* Exercise task *
Copy each line of the entries beneath that contains the word "index".

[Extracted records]

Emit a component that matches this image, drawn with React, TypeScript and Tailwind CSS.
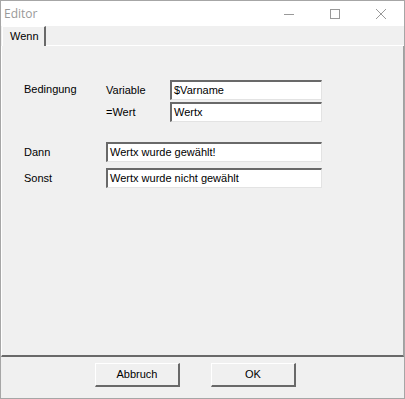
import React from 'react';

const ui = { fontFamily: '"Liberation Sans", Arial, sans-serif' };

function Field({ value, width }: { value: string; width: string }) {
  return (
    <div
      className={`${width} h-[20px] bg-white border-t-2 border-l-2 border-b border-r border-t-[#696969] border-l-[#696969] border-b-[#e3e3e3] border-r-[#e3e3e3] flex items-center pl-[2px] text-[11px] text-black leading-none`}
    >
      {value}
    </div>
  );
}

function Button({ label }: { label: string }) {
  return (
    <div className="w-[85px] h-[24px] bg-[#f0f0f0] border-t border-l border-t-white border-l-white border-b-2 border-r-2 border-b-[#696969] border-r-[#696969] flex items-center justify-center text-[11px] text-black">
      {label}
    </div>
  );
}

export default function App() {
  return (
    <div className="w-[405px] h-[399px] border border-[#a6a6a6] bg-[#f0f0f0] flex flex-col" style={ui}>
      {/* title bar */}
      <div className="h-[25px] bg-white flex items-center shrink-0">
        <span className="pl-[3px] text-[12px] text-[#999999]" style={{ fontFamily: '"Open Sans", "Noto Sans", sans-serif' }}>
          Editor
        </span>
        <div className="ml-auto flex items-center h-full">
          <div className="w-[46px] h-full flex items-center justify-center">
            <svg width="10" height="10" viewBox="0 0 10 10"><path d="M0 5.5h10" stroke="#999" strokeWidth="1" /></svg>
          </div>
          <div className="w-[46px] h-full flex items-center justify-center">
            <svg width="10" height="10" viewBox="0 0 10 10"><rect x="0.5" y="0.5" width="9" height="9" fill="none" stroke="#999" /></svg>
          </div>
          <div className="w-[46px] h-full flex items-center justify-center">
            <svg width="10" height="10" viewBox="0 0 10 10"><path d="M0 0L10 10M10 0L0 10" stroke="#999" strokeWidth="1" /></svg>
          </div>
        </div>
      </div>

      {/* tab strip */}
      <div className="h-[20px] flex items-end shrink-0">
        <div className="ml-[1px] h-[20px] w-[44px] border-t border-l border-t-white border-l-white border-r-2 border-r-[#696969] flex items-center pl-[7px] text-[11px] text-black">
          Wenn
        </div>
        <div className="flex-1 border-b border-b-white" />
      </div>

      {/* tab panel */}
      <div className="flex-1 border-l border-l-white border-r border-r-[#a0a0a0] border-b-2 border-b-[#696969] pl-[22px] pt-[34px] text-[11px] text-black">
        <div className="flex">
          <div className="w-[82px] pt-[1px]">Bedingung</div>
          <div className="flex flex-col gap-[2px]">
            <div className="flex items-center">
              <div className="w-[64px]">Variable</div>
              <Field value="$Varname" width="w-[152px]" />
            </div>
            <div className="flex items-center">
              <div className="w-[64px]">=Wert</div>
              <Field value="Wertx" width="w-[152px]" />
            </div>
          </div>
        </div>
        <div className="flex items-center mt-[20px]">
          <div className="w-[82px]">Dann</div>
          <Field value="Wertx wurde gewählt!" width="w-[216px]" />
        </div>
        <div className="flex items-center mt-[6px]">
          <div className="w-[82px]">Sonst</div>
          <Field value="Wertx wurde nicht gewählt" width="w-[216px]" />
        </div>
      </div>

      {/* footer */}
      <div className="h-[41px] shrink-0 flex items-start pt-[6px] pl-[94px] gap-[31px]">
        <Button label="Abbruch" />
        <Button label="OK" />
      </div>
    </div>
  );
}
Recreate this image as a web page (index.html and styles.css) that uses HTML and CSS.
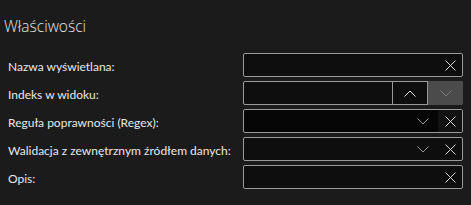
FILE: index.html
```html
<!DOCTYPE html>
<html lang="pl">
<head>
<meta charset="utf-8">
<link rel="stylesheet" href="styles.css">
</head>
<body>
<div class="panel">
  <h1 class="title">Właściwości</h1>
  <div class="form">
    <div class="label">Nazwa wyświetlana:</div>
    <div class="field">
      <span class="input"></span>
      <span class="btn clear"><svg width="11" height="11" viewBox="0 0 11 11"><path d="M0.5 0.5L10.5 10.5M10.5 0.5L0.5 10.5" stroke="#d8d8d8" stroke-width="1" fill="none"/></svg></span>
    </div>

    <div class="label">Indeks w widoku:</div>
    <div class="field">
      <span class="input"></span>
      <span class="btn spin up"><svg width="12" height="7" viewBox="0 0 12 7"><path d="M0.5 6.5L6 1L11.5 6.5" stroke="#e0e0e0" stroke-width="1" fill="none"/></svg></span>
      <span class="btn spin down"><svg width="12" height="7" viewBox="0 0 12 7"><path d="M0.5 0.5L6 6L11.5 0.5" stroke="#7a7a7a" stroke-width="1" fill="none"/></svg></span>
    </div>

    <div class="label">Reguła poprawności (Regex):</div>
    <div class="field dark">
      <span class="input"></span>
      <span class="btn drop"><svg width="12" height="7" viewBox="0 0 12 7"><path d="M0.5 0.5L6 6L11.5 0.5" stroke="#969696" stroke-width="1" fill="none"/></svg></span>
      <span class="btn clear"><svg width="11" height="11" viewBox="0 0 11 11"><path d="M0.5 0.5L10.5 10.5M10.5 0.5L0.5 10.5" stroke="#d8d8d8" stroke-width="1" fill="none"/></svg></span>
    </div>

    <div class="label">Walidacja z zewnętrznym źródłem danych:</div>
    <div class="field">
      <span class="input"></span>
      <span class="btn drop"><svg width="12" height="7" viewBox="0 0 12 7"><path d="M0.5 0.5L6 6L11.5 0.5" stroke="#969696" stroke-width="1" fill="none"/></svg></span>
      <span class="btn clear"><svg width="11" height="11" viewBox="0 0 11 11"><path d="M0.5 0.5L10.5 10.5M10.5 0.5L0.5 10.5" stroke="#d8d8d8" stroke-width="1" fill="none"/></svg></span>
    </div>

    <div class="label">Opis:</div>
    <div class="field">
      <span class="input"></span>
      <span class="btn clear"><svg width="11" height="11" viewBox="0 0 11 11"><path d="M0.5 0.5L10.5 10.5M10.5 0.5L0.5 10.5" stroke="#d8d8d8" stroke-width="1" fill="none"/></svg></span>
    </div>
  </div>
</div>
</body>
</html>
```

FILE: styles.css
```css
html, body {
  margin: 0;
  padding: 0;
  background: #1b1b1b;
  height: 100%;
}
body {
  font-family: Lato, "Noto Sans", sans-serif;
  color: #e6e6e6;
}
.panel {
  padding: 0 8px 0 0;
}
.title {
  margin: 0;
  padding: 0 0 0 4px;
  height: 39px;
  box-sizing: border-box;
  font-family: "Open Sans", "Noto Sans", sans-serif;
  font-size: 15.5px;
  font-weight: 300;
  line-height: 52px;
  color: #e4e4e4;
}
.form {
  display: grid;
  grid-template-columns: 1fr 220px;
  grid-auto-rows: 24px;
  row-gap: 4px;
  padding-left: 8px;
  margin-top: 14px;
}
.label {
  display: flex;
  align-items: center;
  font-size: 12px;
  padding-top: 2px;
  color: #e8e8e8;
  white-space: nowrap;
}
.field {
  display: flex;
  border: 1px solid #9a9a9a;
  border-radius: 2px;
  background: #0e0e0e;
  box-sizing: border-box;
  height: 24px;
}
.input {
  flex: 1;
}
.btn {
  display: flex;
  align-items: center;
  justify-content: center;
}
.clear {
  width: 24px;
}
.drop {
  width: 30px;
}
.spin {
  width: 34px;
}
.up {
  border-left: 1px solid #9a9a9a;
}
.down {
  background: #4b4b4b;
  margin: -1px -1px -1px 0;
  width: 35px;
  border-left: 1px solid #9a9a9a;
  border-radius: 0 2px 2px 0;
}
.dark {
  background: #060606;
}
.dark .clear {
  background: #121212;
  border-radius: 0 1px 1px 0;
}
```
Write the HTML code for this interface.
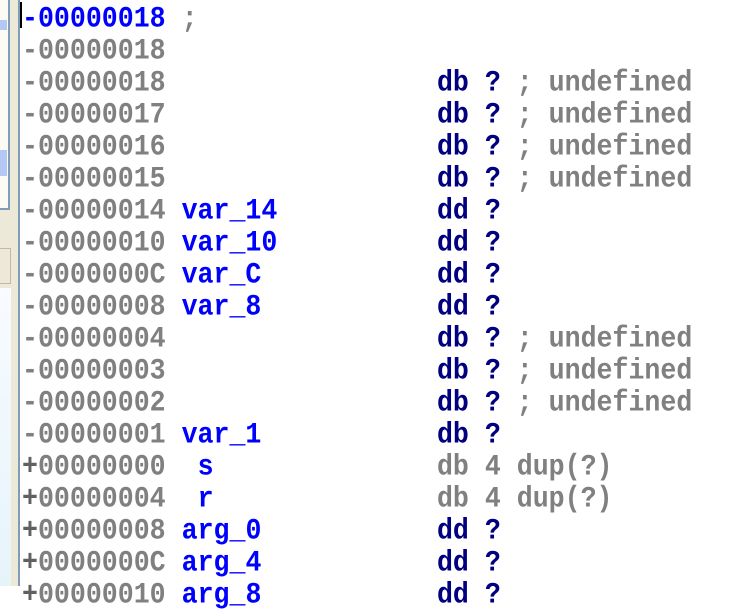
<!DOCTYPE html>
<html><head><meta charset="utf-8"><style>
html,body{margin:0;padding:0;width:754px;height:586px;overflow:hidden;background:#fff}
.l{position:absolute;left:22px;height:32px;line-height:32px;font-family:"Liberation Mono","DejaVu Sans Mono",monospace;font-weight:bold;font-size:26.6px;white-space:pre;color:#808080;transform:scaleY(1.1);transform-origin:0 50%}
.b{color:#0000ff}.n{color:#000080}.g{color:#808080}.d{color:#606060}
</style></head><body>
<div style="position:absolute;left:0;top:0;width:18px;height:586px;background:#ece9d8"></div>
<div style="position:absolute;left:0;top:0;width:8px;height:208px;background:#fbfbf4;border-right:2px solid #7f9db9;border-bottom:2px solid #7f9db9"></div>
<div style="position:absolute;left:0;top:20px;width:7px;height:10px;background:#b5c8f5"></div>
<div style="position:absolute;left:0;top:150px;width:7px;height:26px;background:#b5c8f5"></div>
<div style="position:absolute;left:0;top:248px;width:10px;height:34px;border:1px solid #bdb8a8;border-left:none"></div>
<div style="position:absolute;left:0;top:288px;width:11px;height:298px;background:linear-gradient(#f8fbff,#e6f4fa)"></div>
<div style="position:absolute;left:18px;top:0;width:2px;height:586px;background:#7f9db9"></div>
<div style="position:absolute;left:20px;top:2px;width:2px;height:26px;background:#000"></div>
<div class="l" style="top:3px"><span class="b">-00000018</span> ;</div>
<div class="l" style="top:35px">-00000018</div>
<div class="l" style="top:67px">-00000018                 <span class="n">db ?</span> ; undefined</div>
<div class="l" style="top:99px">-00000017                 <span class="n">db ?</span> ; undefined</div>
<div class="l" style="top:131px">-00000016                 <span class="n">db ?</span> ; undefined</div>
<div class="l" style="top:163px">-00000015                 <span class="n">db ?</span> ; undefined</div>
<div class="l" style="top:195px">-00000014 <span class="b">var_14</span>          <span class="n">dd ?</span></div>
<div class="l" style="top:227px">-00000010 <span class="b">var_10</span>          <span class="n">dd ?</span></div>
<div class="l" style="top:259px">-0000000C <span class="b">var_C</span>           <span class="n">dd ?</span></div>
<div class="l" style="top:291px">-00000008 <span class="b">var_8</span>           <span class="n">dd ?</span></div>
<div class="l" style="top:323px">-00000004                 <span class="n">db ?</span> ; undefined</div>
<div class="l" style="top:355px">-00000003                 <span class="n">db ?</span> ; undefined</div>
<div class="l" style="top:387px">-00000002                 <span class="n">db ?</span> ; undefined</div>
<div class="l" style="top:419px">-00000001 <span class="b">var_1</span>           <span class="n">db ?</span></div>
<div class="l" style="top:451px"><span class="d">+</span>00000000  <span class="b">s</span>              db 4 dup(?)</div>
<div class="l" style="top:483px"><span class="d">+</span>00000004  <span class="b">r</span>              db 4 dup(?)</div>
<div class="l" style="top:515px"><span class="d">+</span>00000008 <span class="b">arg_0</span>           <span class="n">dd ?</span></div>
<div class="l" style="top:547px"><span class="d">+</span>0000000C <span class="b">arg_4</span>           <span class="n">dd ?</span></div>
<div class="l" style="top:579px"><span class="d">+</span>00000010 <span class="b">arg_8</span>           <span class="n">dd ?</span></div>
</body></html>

* Response for this exercise *
Recreate this image as a web page (index.html and styles.css) that uses HTML and CSS.
FILE: index.html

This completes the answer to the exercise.